Beyond the Blame Game: Lessons Unlearned?
Some might argue that the General Slocum disaster was a product of its time, an era with less stringent regulations and a different understanding of safety. They might contend that the technology was primitive, or that the sheer scale of the fire was an unforeseen catastrophe.
However, such arguments fail to acknowledge the crucial distinction between *unforeseen* and *ignored*. The deficiencies on the General Slocum were not hidden; they were evident to anyone who cared to look, and indeed, they had been pointed out repeatedly. The technology for proper life preservers, fire hoses, and deployable lifeboats existed. The choice not to implement them was a conscious one, driven by economics. The regulations, while perhaps less robust than today's, were nevertheless *on the books*, and the General Slocum failed to meet even those minimal standards.
The tragedy of the General Slocum serves as a chilling reminder that "accidents" are often the predictable outcome of a chain of deliberate omissions and compromises. It underscores the critical importance of independent, rigorous oversight and the dire consequences when regulatory bodies become complacent or corrupted. The lessons are timeless: vigilance, accountability, and an unwavering commitment to safety must always transcend the pursuit of profit.

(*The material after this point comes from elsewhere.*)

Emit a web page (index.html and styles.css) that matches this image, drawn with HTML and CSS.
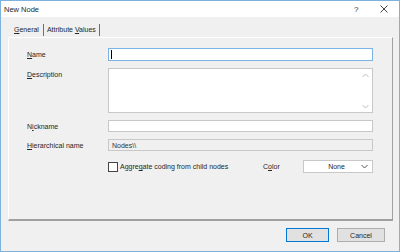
FILE: index.html
```html
<!DOCTYPE html>
<html lang="en">
<head>
  <meta charset="UTF-8">
  <title>New Node</title>
  <link rel="stylesheet" href="styles.css">
</head>
<body>
  <div class="window">
    <div class="titlebar">
      <span class="title">New Node</span>
      <span class="tb-help">?</span>
      <span class="tb-close">
        <svg width="8" height="8" viewBox="0 0 8 8"><path d="M0.5 0.5L7.5 7.5M7.5 0.5L0.5 7.5" stroke="#444" stroke-width="1"/></svg>
      </span>
    </div>

    <div class="tabs">
      <div class="tab active"><u>G</u>eneral</div>
      <div class="tab">Attribute <u>V</u>alues</div>
    </div>

    <div class="panel">
      <div class="form">
        <label class="lbl"><u>N</u>ame</label>
        <div class="box focused"><span class="caret"></span></div>

        <label class="lbl lbl-top"><u>D</u>escription</label>
        <div class="box memo">
          <div class="vscroll">
            <svg width="7" height="5" viewBox="0 0 7 5"><path d="M0.5 4L3.5 1L6.5 4" fill="none" stroke="#bdbdbd"/></svg>
            <svg width="7" height="5" viewBox="0 0 7 5"><path d="M0.5 1L3.5 4L6.5 1" fill="none" stroke="#bdbdbd"/></svg>
          </div>
        </div>

        <label class="lbl">N<u>i</u>ckname</label>
        <div class="box"></div>

        <label class="lbl"><u>H</u>ierarchical name</label>
        <div class="box disabled">Nodes\\</div>

        <span></span>
        <div class="options">
          <label class="check"><span class="checkbox"></span><span>Aggre<u>g</u>ate coding from child nodes</span></label>
          <span class="color-lbl">C<u>o</u>lor</span>
          <div class="select">
            <span>None</span>
            <svg width="7" height="5" viewBox="0 0 7 5"><path d="M0.5 1L3.5 4L6.5 1" fill="none" stroke="#555"/></svg>
          </div>
        </div>
      </div>
    </div>

    <div class="footer">
      <button class="btn default">OK</button>
      <button class="btn">Cancel</button>
    </div>
  </div>
</body>
</html>
```

FILE: styles.css
```css
:root {
  --frame: #7fb1dd;
  --face: #f0f0f0;
  --edge: #a0a0a0;
  --field: #c8c8c8;
  --text: #262626;
  --focus: #7ab3e6;
  --font: 'Liberation Sans', Arial, sans-serif;
}

* {
  box-sizing: border-box;
}

body {
  margin: 0;
  font-family: var(--font);
  font-size: 7px;
  color: var(--text);
}

.window {
  width: 400px;
  height: 252px;
  border: 1px solid var(--frame);
  background: var(--face);
  display: flex;
  flex-direction: column;
}

.titlebar {
  height: 16px;
  flex: none;
  background: #fff;
  display: flex;
  align-items: center;
  padding: 0 0 0 3px;
}

.title {
  font-size: 7.5px;
  flex: 1;
}

.tb-help {
  font-size: 8px;
  width: 26px;
  color: #333;
}

.tb-close {
  width: 19px;
  display: flex;
  align-items: center;
}

.tabs {
  display: flex;
  flex: none;
  padding: 7px 0 0 9px;
  height: 20px;
}

.tab {
  height: 12px;
  line-height: 12px;
  padding: 0 3px;
  border-right: 1px solid #6f6f6f;
}

.tab.active {
  padding: 0 4px 0 4px;
}

.tab + .tab {
  padding-left: 3px;
}

.panel {
  flex: none;
  margin: 0 6px 0 7px;
  height: 184px;
  border-top: 1px solid #fff;
  border-left: 1px solid #fff;
  border-right: 1px solid var(--edge);
  border-bottom: 2px solid var(--edge);
  padding: 10px 19px 0 18px;
}

.form {
  display: grid;
  grid-template-columns: 81px 265px;
  grid-template-rows: 13px 45px 12px 12px 13px;
  row-gap: 7px;
  align-items: center;
}

.lbl {
  align-self: center;
}

.lbl-top {
  align-self: start;
  padding-top: 3px;
}

.box {
  height: 100%;
  background: #fff;
  border: 1px solid var(--field);
  display: flex;
  align-items: center;
  padding: 0 3px;
}

.box.focused {
  border-color: var(--focus);
  padding-left: 2px;
}

.caret {
  width: 1px;
  height: 9px;
  background: #000;
}

.box.memo {
  justify-content: flex-end;
  align-items: stretch;
  padding: 0;
}

.vscroll {
  width: 13px;
  display: flex;
  flex-direction: column;
  justify-content: space-between;
  align-items: center;
  padding: 4px 0 3px;
}

.box.disabled {
  background: var(--face);
  color: #333;
}

.options {
  display: flex;
  align-items: center;
  margin-top: 4px;
}

.check {
  display: flex;
  align-items: center;
  gap: 2px;
  width: 155px;
}

.checkbox {
  width: 10px;
  height: 10px;
  border: 1px solid #444;
  background: #fff;
}

.color-lbl {
  width: 40px;
}

.select {
  width: 70px;
  height: 13px;
  background: #fff;
  border: 1px solid var(--field);
  display: flex;
  align-items: center;
  padding: 0 4px 0 0;
}

.select span {
  flex: 1;
  text-align: center;
  padding-left: 8px;
}

.footer {
  display: flex;
  justify-content: flex-end;
  gap: 8px;
  padding: 7px 14px 0 0;
}

.btn {
  width: 43px;
  height: 14px;
  font-family: var(--font);
  font-size: 7px;
  color: var(--text);
  background: #e1e1e1;
  border: 1px solid #adadad;
  padding: 0;
}

.btn.default {
  border-color: #0078d7;
}

.btn:last-child {
  width: 48px;
}
```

A Legacy of Ash and Warning
The ashes of the Steamboat General Slocum left an indelible mark on New York City and the nation. It stands as a monument to the devastating human cost of corporate irresponsibility and regulatory failure. It shattered a community, ignited a debate on maritime safety, and ultimately forced changes that saved countless lives in future years. But even today, as we navigate an increasingly complex world, the General Slocum's fiery demise echoes as a powerful warning: true safety is not an illusion to be painted over, but a constant, diligent commitment that demands unwavering integrity from all involved. To forget this lesson is to risk repeating history's most tragic mistakes.